*Instructions for the task*
Set down all of the data that follows word for word, without the images.

*Supplied data*

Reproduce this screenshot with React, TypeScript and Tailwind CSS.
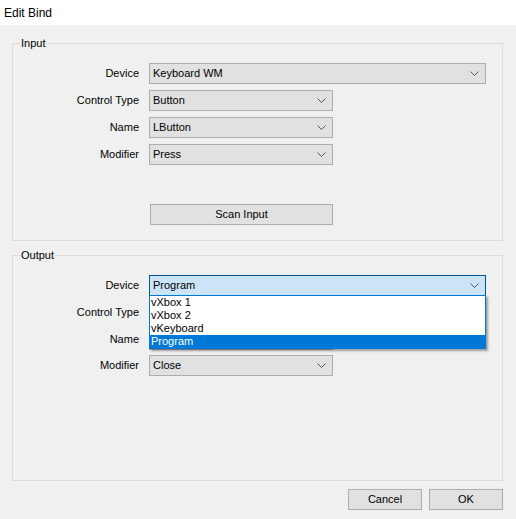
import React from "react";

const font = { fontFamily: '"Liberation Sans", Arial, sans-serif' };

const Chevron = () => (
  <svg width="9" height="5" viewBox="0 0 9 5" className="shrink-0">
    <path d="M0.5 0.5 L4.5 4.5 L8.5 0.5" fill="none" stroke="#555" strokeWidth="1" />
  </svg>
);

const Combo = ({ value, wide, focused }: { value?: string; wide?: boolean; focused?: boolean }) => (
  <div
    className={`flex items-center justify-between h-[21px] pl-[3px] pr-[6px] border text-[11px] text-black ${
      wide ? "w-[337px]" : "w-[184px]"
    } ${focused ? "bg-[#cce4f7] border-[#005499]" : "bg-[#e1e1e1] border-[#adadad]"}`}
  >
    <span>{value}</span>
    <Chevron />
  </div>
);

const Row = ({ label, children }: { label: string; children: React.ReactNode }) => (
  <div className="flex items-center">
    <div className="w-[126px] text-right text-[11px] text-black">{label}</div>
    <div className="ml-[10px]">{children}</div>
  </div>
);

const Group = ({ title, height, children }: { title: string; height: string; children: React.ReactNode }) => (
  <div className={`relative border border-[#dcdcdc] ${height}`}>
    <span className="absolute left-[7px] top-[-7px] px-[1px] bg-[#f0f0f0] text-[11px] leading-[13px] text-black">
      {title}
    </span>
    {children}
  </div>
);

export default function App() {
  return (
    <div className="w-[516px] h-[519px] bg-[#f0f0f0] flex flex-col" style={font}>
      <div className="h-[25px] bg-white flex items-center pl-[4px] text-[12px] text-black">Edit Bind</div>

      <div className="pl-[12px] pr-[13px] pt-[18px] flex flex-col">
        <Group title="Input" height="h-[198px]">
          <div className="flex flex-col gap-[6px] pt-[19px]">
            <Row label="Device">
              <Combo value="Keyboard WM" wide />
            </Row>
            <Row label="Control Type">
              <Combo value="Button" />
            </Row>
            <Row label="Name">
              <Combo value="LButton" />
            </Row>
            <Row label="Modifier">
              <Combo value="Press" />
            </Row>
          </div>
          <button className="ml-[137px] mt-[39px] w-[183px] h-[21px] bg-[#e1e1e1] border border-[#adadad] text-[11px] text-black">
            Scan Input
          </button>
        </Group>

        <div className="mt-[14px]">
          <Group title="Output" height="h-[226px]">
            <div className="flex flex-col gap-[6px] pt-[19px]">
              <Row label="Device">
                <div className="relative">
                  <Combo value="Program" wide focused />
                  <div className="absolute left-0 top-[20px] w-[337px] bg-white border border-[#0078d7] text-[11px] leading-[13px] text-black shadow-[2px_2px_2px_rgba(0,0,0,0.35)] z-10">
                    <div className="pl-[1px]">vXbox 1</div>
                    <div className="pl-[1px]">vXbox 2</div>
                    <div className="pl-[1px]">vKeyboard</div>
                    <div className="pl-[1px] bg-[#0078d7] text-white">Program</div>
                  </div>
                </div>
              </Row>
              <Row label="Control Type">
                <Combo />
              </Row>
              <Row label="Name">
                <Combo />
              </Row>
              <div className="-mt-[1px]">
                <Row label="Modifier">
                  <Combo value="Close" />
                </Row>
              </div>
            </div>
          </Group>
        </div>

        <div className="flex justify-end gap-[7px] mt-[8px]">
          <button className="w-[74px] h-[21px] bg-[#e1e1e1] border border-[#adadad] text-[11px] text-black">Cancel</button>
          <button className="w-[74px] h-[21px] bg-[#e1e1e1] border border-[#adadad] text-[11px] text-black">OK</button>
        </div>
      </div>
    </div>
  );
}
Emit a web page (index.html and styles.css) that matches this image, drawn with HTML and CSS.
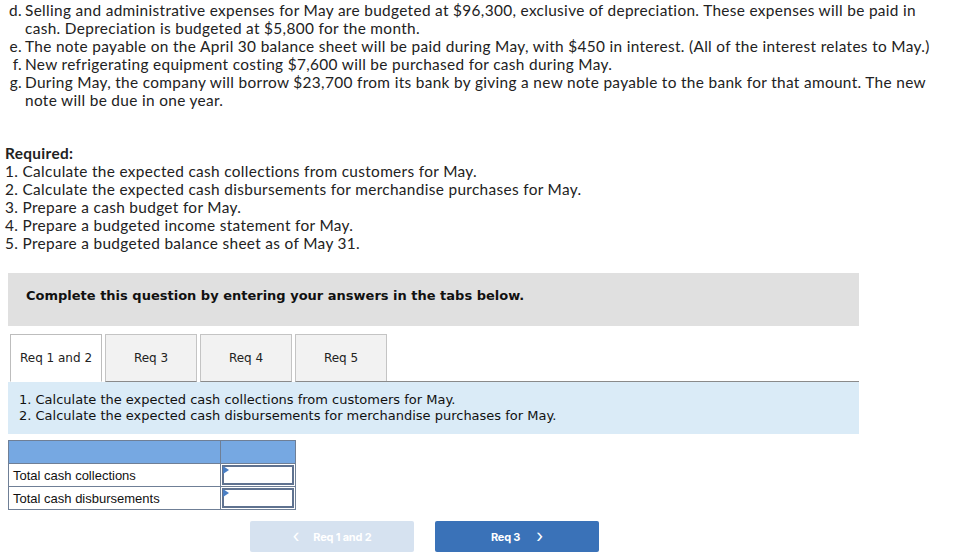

*Response to the task*
Reproduce this screenshot with React, TypeScript and Tailwind CSS.
import React from "react";

const font = { fontFamily: '"Liberation Sans", Arial, sans-serif' };

const Chevron = () => (
  <svg width="9" height="5" viewBox="0 0 9 5" className="shrink-0">
    <path d="M0.5 0.5 L4.5 4.5 L8.5 0.5" fill="none" stroke="#555" strokeWidth="1" />
  </svg>
);

const Combo = ({ value, wide, focused }: { value?: string; wide?: boolean; focused?: boolean }) => (
  <div
    className={`flex items-center justify-between h-[21px] pl-[3px] pr-[6px] border text-[11px] text-black ${
      wide ? "w-[337px]" : "w-[184px]"
    } ${focused ? "bg-[#cce4f7] border-[#005499]" : "bg-[#e1e1e1] border-[#adadad]"}`}
  >
    <span>{value}</span>
    <Chevron />
  </div>
);

const Row = ({ label, children }: { label: string; children: React.ReactNode }) => (
  <div className="flex items-center">
    <div className="w-[126px] text-right text-[11px] text-black">{label}</div>
    <div className="ml-[10px]">{children}</div>
  </div>
);

const Group = ({ title, height, children }: { title: string; height: string; children: React.ReactNode }) => (
  <div className={`relative border border-[#dcdcdc] ${height}`}>
    <span className="absolute left-[7px] top-[-7px] px-[1px] bg-[#f0f0f0] text-[11px] leading-[13px] text-black">
      {title}
    </span>
    {children}
  </div>
);

export default function App() {
  return (
    <div className="w-[516px] h-[519px] bg-[#f0f0f0] flex flex-col" style={font}>
      <div className="h-[25px] bg-white flex items-center pl-[4px] text-[12px] text-black">Edit Bind</div>

      <div className="pl-[12px] pr-[13px] pt-[18px] flex flex-col">
        <Group title="Input" height="h-[198px]">
          <div className="flex flex-col gap-[6px] pt-[19px]">
            <Row label="Device">
              <Combo value="Keyboard WM" wide />
            </Row>
            <Row label="Control Type">
              <Combo value="Button" />
            </Row>
            <Row label="Name">
              <Combo value="LButton" />
            </Row>
            <Row label="Modifier">
              <Combo value="Press" />
            </Row>
          </div>
          <button className="ml-[137px] mt-[39px] w-[183px] h-[21px] bg-[#e1e1e1] border border-[#adadad] text-[11px] text-black">
            Scan Input
          </button>
        </Group>

        <div className="mt-[14px]">
          <Group title="Output" height="h-[226px]">
            <div className="flex flex-col gap-[6px] pt-[19px]">
              <Row label="Device">
                <div className="relative">
                  <Combo value="Program" wide focused />
                  <div className="absolute left-0 top-[20px] w-[337px] bg-white border border-[#0078d7] text-[11px] leading-[13px] text-black shadow-[2px_2px_2px_rgba(0,0,0,0.35)] z-10">
                    <div className="pl-[1px]">vXbox 1</div>
                    <div className="pl-[1px]">vXbox 2</div>
                    <div className="pl-[1px]">vKeyboard</div>
                    <div className="pl-[1px] bg-[#0078d7] text-white">Program</div>
                  </div>
                </div>
              </Row>
              <Row label="Control Type">
                <Combo />
              </Row>
              <Row label="Name">
                <Combo />
              </Row>
              <div className="-mt-[1px]">
                <Row label="Modifier">
                  <Combo value="Close" />
                </Row>
              </div>
            </div>
          </Group>
        </div>

        <div className="flex justify-end gap-[7px] mt-[8px]">
          <button className="w-[74px] h-[21px] bg-[#e1e1e1] border border-[#adadad] text-[11px] text-black">Cancel</button>
          <button className="w-[74px] h-[21px] bg-[#e1e1e1] border border-[#adadad] text-[11px] text-black">OK</button>
        </div>
      </div>
    </div>
  );
}
Emit a web page (index.html and styles.css) that matches this image, drawn with HTML and CSS.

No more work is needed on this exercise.